L’article 150 duodecies du CGI dispose qu’en cas de donation de titres cotés ouvrant droit à la réduction ISF, le gain net correspondant à la différence entre la valeur des titres retenue pour la détermination de l’avantage fiscal et leur valeur d’acquisition est imposé à l’impôt sur le revenu et aux prélèvements sociaux, lors de la donation.

 

L’administration a commenté ces dispositions (BOI 5 C-4-08, n° 61 du 9 juin 2008), précisant que la fait générateur de l’imposition est constitué par le transfert de propriété juridique des titres, en pratique à la date de l’acte authentique ou sous seing privé constatant le transfert de pratique ou à défaut, à la date du transfert des titres du compte du donateur à celui du donataire. L’administration a en outre précisé que ces dispositions ne s’appliquent pas aux dons de titres démembrés qui n’ouvrent pas droit à une réduction d’ISF.

 

Les avis du Think Tank

 

Sandrine Quilici :

La taxation des plus-values n’est pas négligeable pour le donateur, puisqu’elle s’élève à 34.5 % (19 % d’impôt et 15,5 % de prélèvements sociaux). En outre, cette imposition s’applique dès le premier euro de plus value, puisque la notion de seuil annuel de cession prévu à l’article 150-0 A I, 1° du CGI a été supprimée. Du point de vue des principes, cette imposition est choquante. En effet, l’article 150 duodecies du CGI crée ex nihilo un fait générateur d’imposition alors même que, contrairement à la réduction ISF PME, la réduction ISF Don n’offre aucune contrepartie au contribuable qui se dépouille de manière irrévocable et définitive. Or, en matière de fiscalité française, lorsqu’une opération ne génère aucune contrepartie financière, le contribuable n’est soumis à aucune taxation et s’il y a un espoir de contrepartie, l’impôt est perçu plus tard grâce à des mécanismes de sursis, report ou autre paiement différé. C’est pourquoi, dans le cas d’une mutation à titre gratuit, aucune plus ou moins-value n’est constatée au moment de la transmission. Cette taxation des plus-values prévue par l’article 150 duodecies du CGI constitue donc une exception dans notre système fiscal que rien ne peut justifier et dont la conséquence désastreuse est qu’elle décourage le philanthrope désireux de faire un tel don.

 

Bernard Monassier :

En matière de donation de titres de participation, notre loi fiscale crée une double distorsion selon que les titres sont cotés ou non cotés. Cette distorsion n’apparait pas toujours car le plus souvent nous réalisons, nous notaires, plutôt des donations de titres en nue-propriété.

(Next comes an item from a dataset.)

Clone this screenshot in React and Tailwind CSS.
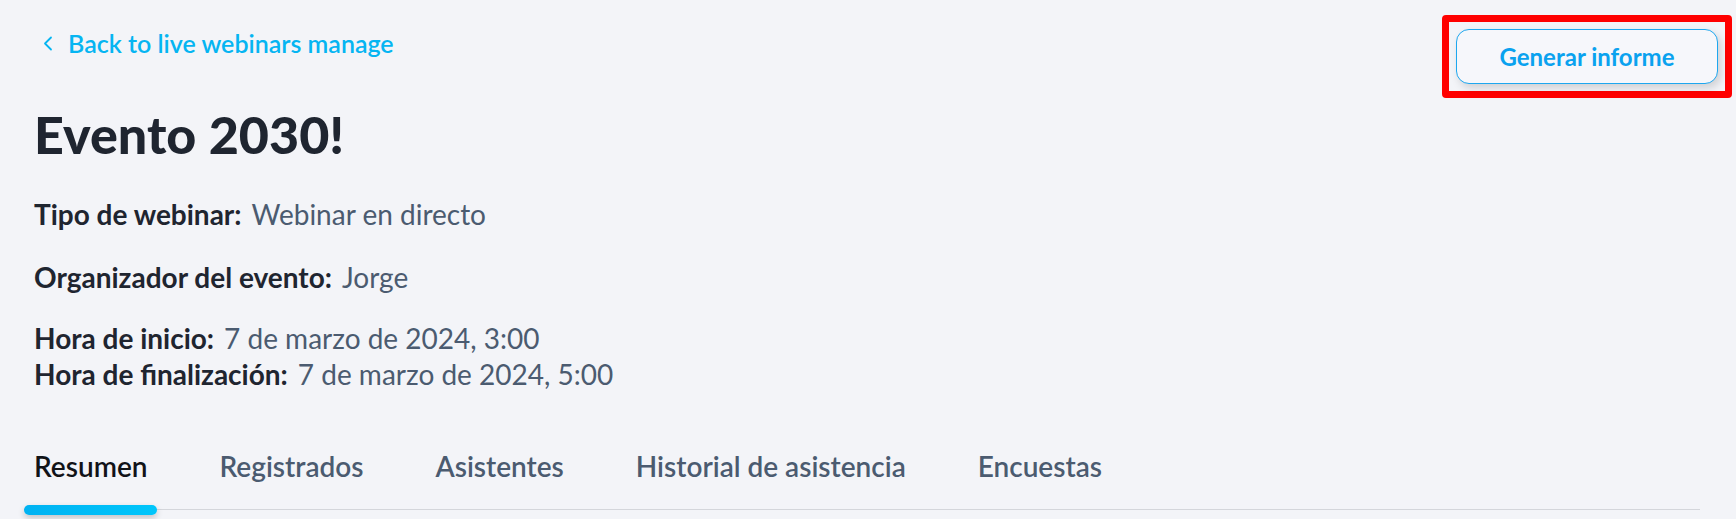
import React from "react";

export default function App() {
  const tabs = ["Resumen", "Registrados", "Asistentes", "Historial de asistencia", "Encuestas"];
  return (
    <div className="min-h-screen w-full bg-[#f3f4f8] font-['Lato',sans-serif] text-[#1f2530]">
      <div className="flex items-start justify-between pl-[34px] pr-[4px] pt-[15px]">
        <a className="mt-[13px] ml-[9px] flex items-center gap-[15px] text-[25px] leading-[30px] font-semibold text-[#05b5f2]" href="#">
          <svg width="10" height="15" viewBox="0 0 10 15" fill="none">
            <path d="M8 1.5L2 7.5L8 13.5" stroke="#05b5f2" strokeWidth="1.8" strokeLinecap="round" strokeLinejoin="round" />
          </svg>
          <span>Back to live webinars manage</span>
        </a>
        <div className="rounded-[4px] border-[7px] border-[#ff0000] p-[7px]">
          <button className="flex h-[55px] w-[262px] items-center justify-center rounded-[13px] border border-[#1ea7ef] bg-[#f6f7fb] text-[24px] font-bold text-[#0aa2ef] shadow-[3px_4px_8px_rgba(0,0,0,0.15)]">
            Generar informe
          </button>
        </div>
      </div>

      <div className="pl-[34px]">
        <h1 className="mt-[6px] text-[52px] leading-[60px] font-black text-[#1f2530]">Evento 2030!</h1>

        <div className="mt-[32px] flex items-baseline gap-[10px] text-[28px] leading-[36px]">
          <span className="font-bold text-[#1f2530]">Tipo de webinar:</span>
          <span className="text-[#4b5b70]">Webinar en directo</span>
        </div>
        <div className="mt-[27px] flex items-baseline gap-[10px] text-[28px] leading-[36px]">
          <span className="font-bold text-[#1f2530]">Organizador del evento:</span>
          <span className="text-[#4b5b70]">Jorge</span>
        </div>
        <div className="mt-[25px] flex flex-col text-[28px] leading-[36px]">
          <div className="flex items-baseline gap-[10px]">
            <span className="font-bold text-[#1f2530]">Hora de inicio:</span>
            <span className="text-[#4b5b70]">7 de marzo de 2024, 3:00</span>
          </div>
          <div className="flex items-baseline gap-[10px]">
            <span className="font-bold text-[#1f2530]">Hora de finalización:</span>
            <span className="text-[#4b5b70]">7 de marzo de 2024, 5:00</span>
          </div>
        </div>
      </div>

      <div className="ml-[24px] mt-[56px] w-[1676px] border-b border-[#d4d6db]">
        <div className="flex gap-[52px]">
          {tabs.map((t, i) => (
            <div key={t} className="relative px-[10px] pb-[25px]">
              <span className={"text-[28px] leading-[36px] font-semibold " + (i === 0 ? "text-[#111318]" : "text-[#4b5b70]")}>{t}</span>
              {i === 0 && (
                <div className="absolute bottom-[-6px] left-0 right-0 h-[10px] rounded-full bg-gradient-to-r from-[#00b2f2] to-[#00c6fb] shadow-[0_3px_6px_rgba(0,0,0,0.2)]" />
              )}
            </div>
          ))}
        </div>
      </div>
    </div>
  );
}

Les donations et successions sont régies par un principe de base qui existe depuis des décennies : ces mutations à titre onéreux purgent les plus-values latentes sur les biens donnés. En contrepartie, elles génèrent des droits de mutation à titre gratuit. La solution reste inchangée en l’absence de paiement effectif de droits, soit que le bénéficiaire bénéficie d’un abattement, soit parce que la mutation est exonérée.

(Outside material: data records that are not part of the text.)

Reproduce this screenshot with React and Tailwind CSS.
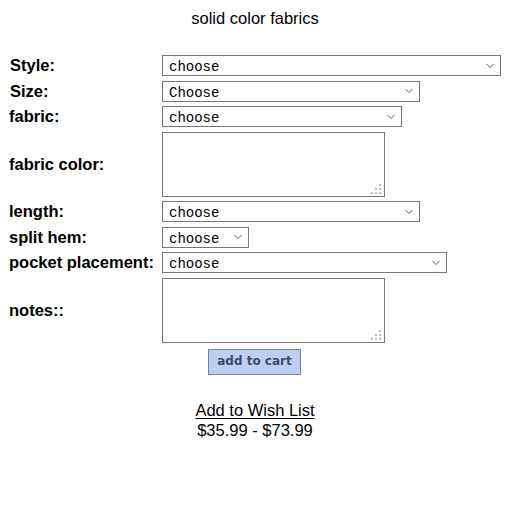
import React from 'react';

function Chevron() {
    return (
        <svg className="pointer-events-none absolute right-[5px] top-1/2 -translate-y-1/2" width="10" height="6" viewBox="0 0 10 6">
            <path d="M1.5 1 L5 4.5 L8.5 1" fill="none" stroke="#5a5a5a" strokeWidth="1" />
        </svg>
    );
}

function Choose({ width, label = 'choose' }) {
    return (
        <div className={`relative h-[21px] border border-[#767676] bg-white ${width}`}>
            <select className="h-full w-full appearance-none pl-[6px] pr-5 font-mono text-[14px] font-normal text-black outline-none">
                <option>{label}</option>
            </select>
            <Chevron />
        </div>
    );
}

// resize corner drawn as a little staircase of grey squares
function Grip() {
    return (
        <svg className="pointer-events-none absolute bottom-[3px] right-[4px]" width="10" height="10" viewBox="0 0 10 10" fill="#bdbdbd">
            <rect x="8" y="0" width="2" height="2" />
            <rect x="4" y="4" width="2" height="2" />
            <rect x="8" y="4" width="2" height="2" />
            <rect x="0" y="8" width="2" height="2" />
            <rect x="4" y="8" width="2" height="2" />
            <rect x="8" y="8" width="2" height="2" />
        </svg>
    );
}

function Notes() {
    return (
        <div className="relative h-[65px] w-[223px]">
            <textarea className="block h-full w-full resize-none border border-[#767676] bg-white outline-none" />
            <Grip />
        </div>
    );
}

function App() {
    return (
        <div className="w-[510px] bg-white font-['Liberation_Sans',Arial,sans-serif] text-[16.5px] leading-[19px] text-black">
            <p className="pt-[9px] text-center">solid color fabrics</p>

            <div className="mt-[27px] grid grid-cols-[153px_auto] items-center justify-start gap-y-[4.5px] pl-[9px] font-bold">
                <span className="pl-px">Style:</span>
                <Choose width="w-[339px]" />

                <span className="pl-px">Size:</span>
                <Choose width="w-[258px]" label="Choose" />

                <span>fabric:</span>
                <Choose width="w-[240px]" />

                <span>fabric color:</span>
                <Notes />

                <span>length:</span>
                <Choose width="w-[258px]" />

                <span>split hem:</span>
                <Choose width="w-[87px]" />

                <span>pocket placement:</span>
                <Choose width="w-[285px]" />

                <span>notes::</span>
                <Notes />
            </div>

            <div className="mt-[6px] pl-[208px]">
                <button className="h-[26px] w-[93px] border border-[#6e84ad] bg-[#bccff0] font-['DejaVu_Sans',Verdana,sans-serif] text-[12px] font-bold text-[#3c4a68]">
                    add to cart
                </button>
            </div>

            <div className="mt-[26px] text-center">
                <a href="#" className="underline underline-offset-2">Add to Wish List</a>
                <p className="mt-[1px]">$35.99 - $73.99</p>
            </div>
        </div>
    );
}

export default App;
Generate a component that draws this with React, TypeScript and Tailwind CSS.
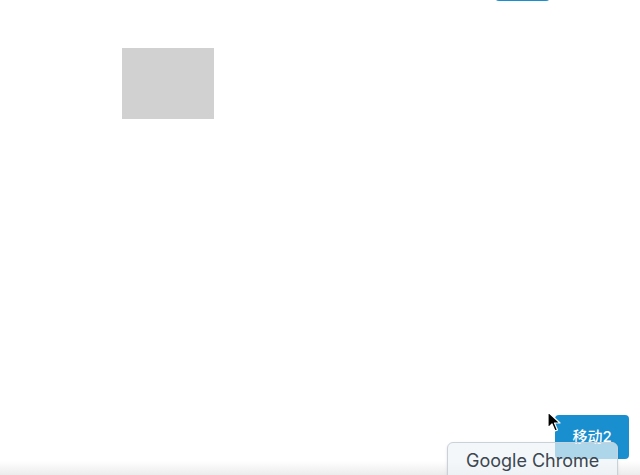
import React from "react";

function Cursor() {
  return (
    <svg width="16" height="22" viewBox="0 0 16 22" className="absolute left-[547px] top-[411px]">
      <path d="M1 1 L1 17 L5 13 L8 20 L10.5 19 L7.5 12 L13 12 Z" fill="#000" stroke="#fff" strokeWidth="1.2" strokeLinejoin="round" />
    </svg>
  );
}

export default function App() {
  return (
    <div className="relative w-[640px] h-[475px] overflow-hidden bg-white" style={{ fontFamily: "Inter, 'Noto Sans CJK SC', sans-serif" }}>
      {/* edge of a button above the viewport */}
      <div className="absolute left-[495px] top-[-30px] w-[55px] h-[31px] rounded bg-[#1a8fd0]" />

      <div className="pt-[48px] pl-[122px]">
        <div className="w-[92px] h-[71px] bg-[#d1d1d2]" />
      </div>

      <div className="absolute left-0 right-0 bottom-0 h-[14px] bg-gradient-to-b from-white to-[#ececec]" />

      <button className="absolute left-[555px] top-[415px] w-[74px] h-[44px] rounded bg-[#1a8fd0] text-white text-[15px] font-medium flex items-center justify-center pt-[1px]">
        移动2
      </button>

      <div className="absolute left-[447px] top-[442px] w-[171px] h-[40px] rounded-md border border-[#c9d2d8] bg-[#eef3f6]/70 text-[#3c4650] text-[18px] pl-[18px] pt-[4px] shadow-sm">
        Google Chrome
      </div>

      <Cursor />
    </div>
  );
}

Pourtant, la loi réserve un traitement spécial aux titres de sociétés cotées. En effet, l’article 150 duodecies du CGI dispose que la donation de titres cotés à une fondation reconnue d’utilité publique ne purge pas les plus-values lorsque ce don est utilisé dans la cadre de la réduction ISF don de l’article 885 0 V bis A du CGI. La plus-value est donc dans ce cas imposable à l’impôt sur le revenu entre les mains du donateur. La justification de cet impôt est difficile à comprendre par le contribuable qui se dépouille. D’un autre côté, il est impossible de donner des titres non cotés et de bénéficier de la réduction ISF.

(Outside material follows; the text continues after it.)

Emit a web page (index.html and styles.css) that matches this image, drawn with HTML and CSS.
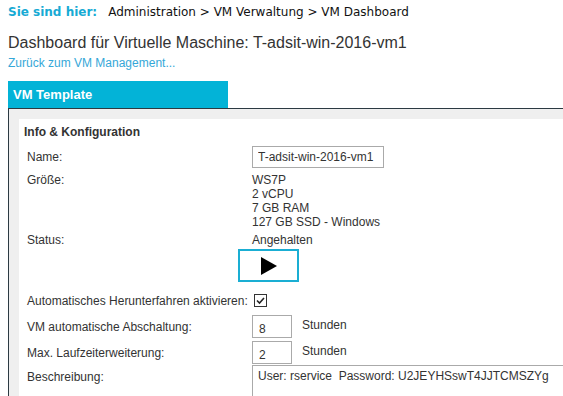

Le donateur a donc le choix suivant : donner des titres cotés éligibles à la réduction ISF mais payer un impôt sur la plus-value, ou donner des titres non cotés, écartés de la réduction ISF mais expurgés de plus-values.

Les fondations ont davantage besoin de portefeuilles boursiers que de participations en private equity. Et les donateurs disposent davantage de titres cotés que de titres non cotées. La justification de cet impôt est pour le contribuable qui se dépouille est difficile à comprendre.

 

Frédéric Grosjean :

Un autre aspect du régime des plus-values peut frapper : les contribuables qui réalisent des plus-values, mobilières ou immobilières, ne disposent d’aucun dispositif spécifique de réduction de l’impôt. Cela me semble dommageable pour les organismes donataires. Au regard de l’alourdissement actuel de la fiscalité notamment avec la réforme des plus-values immobilières qui a modifié les règles d’abattement pour détention, pourquoi ne pas imaginer que le législateur prévoit une réduction d’impôt pour don dans ce cadre spécifique ? La donation serait effectuée en même temps que la réalisation de la plus-value. Le notaire chargé de dresser l’acte de vente pourrait acter cette donation dans un acte séparé daté du même jour et déduire du montant de la plus-value réalisée, un pourcentage des sommes données. L’impact de cette réforme a été important pour les détenteurs de biens immobiliers. C’est l’occasion d’encourager les dons à travers une mesure fortement incitative, qui permet de partager l’enrichissement matérialisé par la plus value constatée. Reste à espérer que le législateur s’empare d’une telle idée.

 

Stéphane Couchoux :

Il est vrai que la réduction d’impôt sur le revenu au titre des dons (art. 200 du CGI) ne permet de réduire que l’imposition des revenus entrant dans le barème progressif. Le texte renvoie en effet à la notion de « revenu imposable » pour limiter la prise en compte des dons. Or, le revenu imposable ne comprend pas stricto sensu les plus-values soumises à une imposition à un taux proportionnel. Dès lors, les contribuables qui n’ont pour seuls revenus au sens large que des plus-values, ne peuvent bénéficier de la réduction d’IR de l’article 200 du CGI. Aucun dispositif équivalent n’existe pour diminuer la taxation des plus-values au taux forfaitaire. L’idée d’étendre un mécanisme de prise en compte des dons aux détenteurs exclusifs de plus-values est tout à fait innovante La solution pourrait consister, dans cette hypothèse, à donner la possibilité au contribuable d’opter pour la taxation de la plus-value en capital dans le barème progressif de l’IRPP pour lui permettre de bénéficier de la défiscalisation à 66% de son IR au titre du don représentatif de cette plus-value.